The current battle between Bombardier, a Canadian plane maker, and the U.S. giant, Boeing, is a good example of what happens when competition gets ugly and more than simple competition comes into play.

This issue is important to airline passengers because it involves bringing to market an airplane that travelers want. The Bombardier C Series regional jet is a quieter, more comfortable regional jet with bigger seats and more luggage room for carry-ons.

Delta, Republic, and Swiss Air are part of a growing group of airlines that are lining up to purchase the Bombardier C Series. The new aircraft offers better fuel-use metrics, an improved plane to match with less-traveled routes and greater operational efficiency. All of this should add up to lower ticket prices and a better experience for airline consumers.

Yet Boeing recently won a dramatic preliminary trade ruling against Bombardier that if left in place will effectively stop the Canadian company from selling their aircraft in the United States.

Surprisingly, Boeing, which had no aircraft to sell in a similar size, objected to a 75-plane sale of C Series regional jets by Bombardier to Delta Airlines. In a case taken to the International Trade Commission (ITC), accusing Bombardier of dumping planes on the American market, Boeing claimed competitive harm.

In a dramatic development, Airbus, a true Boeing competitor agreed to make the Bombardier C Series planes in the U.S. to avoid the import duties. However, Boeing continued to push the case of unfair competition.

When the ruling came down from the Commerce Department, the punishment for the Canadian company was determined to be around a 300 percent tariff in order to sell their C Series aircraft here in the U.S.

After this preliminary ruling, Boeing announced that it was planning to acquire the only other firm that builds regional jets for the U.S. market, Embraer, a Brazilian firm. The loud protests of Boeing now clearly have a far different rationale than simply an unfair trade dispute. Boeing wants to sell its foreign-made Embraer planes in the U.S. while denying Bombardier the same abilities.

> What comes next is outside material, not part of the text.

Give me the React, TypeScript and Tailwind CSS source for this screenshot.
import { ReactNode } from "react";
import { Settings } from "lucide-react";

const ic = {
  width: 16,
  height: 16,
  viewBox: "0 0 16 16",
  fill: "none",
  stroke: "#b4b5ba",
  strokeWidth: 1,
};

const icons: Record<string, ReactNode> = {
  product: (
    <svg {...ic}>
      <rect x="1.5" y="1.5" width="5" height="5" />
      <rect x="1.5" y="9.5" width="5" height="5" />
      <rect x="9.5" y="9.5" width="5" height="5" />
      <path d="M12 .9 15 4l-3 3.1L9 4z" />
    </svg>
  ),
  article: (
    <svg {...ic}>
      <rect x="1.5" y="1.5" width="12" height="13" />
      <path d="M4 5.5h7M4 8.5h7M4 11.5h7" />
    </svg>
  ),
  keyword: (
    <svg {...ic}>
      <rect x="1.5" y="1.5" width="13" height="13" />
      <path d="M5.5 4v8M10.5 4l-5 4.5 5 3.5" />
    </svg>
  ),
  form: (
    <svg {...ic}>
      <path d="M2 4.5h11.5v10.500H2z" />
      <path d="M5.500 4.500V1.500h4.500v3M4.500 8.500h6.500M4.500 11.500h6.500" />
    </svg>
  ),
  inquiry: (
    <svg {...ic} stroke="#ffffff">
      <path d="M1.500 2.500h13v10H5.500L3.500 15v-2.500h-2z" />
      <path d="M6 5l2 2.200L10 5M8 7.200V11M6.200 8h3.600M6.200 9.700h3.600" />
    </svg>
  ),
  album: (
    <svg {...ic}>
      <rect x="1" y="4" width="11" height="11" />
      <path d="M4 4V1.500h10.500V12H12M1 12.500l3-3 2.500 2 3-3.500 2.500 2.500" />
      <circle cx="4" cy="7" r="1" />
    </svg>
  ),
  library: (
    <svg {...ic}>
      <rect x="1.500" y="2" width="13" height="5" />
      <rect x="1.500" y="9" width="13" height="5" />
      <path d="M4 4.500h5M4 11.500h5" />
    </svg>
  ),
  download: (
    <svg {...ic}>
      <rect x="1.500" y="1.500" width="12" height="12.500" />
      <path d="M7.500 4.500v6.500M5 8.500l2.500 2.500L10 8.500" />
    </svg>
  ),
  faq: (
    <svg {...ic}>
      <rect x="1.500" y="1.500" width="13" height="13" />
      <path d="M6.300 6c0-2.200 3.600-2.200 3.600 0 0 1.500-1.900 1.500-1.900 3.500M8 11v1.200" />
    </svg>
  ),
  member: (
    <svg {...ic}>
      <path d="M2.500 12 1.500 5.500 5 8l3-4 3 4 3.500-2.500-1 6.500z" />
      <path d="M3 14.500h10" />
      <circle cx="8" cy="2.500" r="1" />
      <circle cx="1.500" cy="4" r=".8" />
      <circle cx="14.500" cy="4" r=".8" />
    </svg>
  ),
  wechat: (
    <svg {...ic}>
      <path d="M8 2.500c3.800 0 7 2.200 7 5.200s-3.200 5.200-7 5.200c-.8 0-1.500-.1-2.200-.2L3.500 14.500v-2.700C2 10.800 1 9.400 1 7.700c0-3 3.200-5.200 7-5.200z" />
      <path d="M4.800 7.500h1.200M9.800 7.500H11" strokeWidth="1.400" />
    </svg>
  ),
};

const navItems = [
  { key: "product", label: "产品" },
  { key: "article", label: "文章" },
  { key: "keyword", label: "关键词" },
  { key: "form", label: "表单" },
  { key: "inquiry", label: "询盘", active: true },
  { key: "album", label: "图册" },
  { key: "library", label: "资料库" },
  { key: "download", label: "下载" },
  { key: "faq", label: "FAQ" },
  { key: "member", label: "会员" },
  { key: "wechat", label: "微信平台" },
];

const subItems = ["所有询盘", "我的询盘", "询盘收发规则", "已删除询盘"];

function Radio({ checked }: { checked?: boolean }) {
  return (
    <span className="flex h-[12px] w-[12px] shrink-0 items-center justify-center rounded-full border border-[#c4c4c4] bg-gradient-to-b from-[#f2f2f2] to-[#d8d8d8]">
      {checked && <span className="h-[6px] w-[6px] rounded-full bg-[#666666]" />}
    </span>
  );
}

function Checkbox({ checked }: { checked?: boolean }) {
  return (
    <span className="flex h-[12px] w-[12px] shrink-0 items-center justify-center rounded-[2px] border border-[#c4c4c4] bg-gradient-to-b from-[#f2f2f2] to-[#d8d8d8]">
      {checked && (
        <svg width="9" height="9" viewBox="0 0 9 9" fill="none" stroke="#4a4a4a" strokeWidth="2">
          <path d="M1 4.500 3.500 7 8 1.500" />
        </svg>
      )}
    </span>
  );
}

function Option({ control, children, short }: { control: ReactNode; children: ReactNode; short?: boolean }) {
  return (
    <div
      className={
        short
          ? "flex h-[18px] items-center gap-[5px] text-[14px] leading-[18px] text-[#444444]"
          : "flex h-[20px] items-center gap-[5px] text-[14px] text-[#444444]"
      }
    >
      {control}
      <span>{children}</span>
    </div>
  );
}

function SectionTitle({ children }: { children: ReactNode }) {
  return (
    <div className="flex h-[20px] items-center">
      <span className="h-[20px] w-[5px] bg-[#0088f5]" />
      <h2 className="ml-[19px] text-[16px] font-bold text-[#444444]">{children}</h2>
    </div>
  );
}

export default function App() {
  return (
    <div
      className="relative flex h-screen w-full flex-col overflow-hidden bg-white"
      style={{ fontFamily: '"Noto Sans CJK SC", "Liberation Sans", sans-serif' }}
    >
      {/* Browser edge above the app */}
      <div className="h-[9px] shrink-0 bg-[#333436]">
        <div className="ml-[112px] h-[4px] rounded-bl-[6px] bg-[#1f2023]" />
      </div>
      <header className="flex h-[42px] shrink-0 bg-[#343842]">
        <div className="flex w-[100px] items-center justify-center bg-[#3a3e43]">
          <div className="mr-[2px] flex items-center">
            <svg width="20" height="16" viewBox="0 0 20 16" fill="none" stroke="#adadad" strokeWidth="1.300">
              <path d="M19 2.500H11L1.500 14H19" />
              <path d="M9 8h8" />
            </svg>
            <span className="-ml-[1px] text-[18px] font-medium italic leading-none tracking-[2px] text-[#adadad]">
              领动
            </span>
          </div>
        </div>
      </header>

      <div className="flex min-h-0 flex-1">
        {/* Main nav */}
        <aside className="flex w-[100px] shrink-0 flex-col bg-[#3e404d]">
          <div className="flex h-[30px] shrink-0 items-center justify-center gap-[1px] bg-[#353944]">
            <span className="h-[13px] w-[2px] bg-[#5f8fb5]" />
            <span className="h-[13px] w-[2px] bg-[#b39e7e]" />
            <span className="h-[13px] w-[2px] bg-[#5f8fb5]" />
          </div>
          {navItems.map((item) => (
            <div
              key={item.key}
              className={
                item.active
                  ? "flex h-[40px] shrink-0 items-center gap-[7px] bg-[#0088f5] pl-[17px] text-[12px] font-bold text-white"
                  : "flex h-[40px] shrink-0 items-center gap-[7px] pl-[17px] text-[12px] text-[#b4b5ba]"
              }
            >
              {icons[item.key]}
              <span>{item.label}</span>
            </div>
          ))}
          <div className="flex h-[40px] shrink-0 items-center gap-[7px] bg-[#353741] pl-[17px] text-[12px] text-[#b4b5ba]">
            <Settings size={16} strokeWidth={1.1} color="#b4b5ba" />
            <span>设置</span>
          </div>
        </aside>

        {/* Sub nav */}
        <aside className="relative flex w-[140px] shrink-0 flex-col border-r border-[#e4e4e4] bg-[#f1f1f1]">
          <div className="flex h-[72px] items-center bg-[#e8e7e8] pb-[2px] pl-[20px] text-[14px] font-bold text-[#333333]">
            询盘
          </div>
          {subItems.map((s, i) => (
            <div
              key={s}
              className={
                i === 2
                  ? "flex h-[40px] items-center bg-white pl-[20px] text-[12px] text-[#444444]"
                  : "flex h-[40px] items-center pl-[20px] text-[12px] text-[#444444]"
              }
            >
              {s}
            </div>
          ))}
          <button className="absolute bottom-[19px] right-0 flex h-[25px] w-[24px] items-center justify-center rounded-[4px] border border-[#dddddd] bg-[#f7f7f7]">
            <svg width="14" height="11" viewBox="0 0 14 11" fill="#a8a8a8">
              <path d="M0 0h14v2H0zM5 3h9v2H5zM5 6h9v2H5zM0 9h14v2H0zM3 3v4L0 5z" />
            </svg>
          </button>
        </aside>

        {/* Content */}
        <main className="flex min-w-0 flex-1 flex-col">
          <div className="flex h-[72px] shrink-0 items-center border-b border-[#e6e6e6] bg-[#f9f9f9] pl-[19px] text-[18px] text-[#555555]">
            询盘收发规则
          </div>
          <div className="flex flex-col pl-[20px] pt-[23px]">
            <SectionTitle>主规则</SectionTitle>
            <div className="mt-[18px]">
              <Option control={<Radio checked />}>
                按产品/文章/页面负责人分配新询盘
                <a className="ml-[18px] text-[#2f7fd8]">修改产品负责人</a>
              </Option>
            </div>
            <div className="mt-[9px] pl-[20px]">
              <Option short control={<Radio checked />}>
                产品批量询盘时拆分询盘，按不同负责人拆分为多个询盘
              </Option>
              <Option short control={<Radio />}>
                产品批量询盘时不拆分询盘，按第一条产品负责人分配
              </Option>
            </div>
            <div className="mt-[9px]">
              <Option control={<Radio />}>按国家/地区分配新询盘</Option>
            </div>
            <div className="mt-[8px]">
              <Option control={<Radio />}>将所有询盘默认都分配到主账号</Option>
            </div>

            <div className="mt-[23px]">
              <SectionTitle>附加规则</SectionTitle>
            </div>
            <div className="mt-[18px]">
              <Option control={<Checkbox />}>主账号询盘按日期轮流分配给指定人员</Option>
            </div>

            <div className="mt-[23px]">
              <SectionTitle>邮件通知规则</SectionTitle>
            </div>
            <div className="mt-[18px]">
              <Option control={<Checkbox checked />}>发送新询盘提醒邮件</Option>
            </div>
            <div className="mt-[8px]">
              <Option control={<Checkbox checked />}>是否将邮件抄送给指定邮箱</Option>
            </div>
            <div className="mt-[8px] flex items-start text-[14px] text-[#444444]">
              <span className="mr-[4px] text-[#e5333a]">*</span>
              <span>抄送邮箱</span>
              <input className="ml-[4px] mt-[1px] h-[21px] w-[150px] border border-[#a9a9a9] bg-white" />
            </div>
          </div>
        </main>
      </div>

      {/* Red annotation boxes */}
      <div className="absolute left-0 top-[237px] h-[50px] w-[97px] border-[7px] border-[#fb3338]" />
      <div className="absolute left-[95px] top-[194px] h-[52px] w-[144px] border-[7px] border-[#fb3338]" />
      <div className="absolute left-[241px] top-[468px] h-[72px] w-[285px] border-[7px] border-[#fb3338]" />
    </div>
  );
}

All of a sudden, Boeing’s concerns no longer rest with the C Series competition with its 737 aircraft, but with the aircraft of the Brazilian firm that Boeing is getting ready to purchase. Plus, Airbus reached a similar agreement with Bombardier under which Airbus promises to build their planes in Alabama. That should eliminate many of the foreign-trade questions and add to the American economy and its employment growth.

If the current rulings stand, Travelers United finds a true distortion of competition. An American company is poised to sell foreign aircraft that have poorer passenger amenities in the U.S., while its Canadian competition, superior in fuel use, consumer benefits, and industry economies, is frozen out of the U.S. regional jet market.

The flying public is best served by strong competition in all areas of the aviation industry. When Boeing uses the ITC in an attempt to stop entry of Canadian planes into the U.S. aviation system, while at the same time planning to take over the Brazilian firm that competes directly with Bombardier, it smacks of self-dealing. Consumers will ultimately be the big losers.

If anything, Bombardier should be allowed to compete openly in the regional jet market. And, may the best jet win. The results will then truly allow the free market to operate and for consumers to enjoy innovation in the regional jet market that has been missing for decades.

Charles Leocha is the president and founder of Travelers United, America’s largest consumer travel advocacy organization.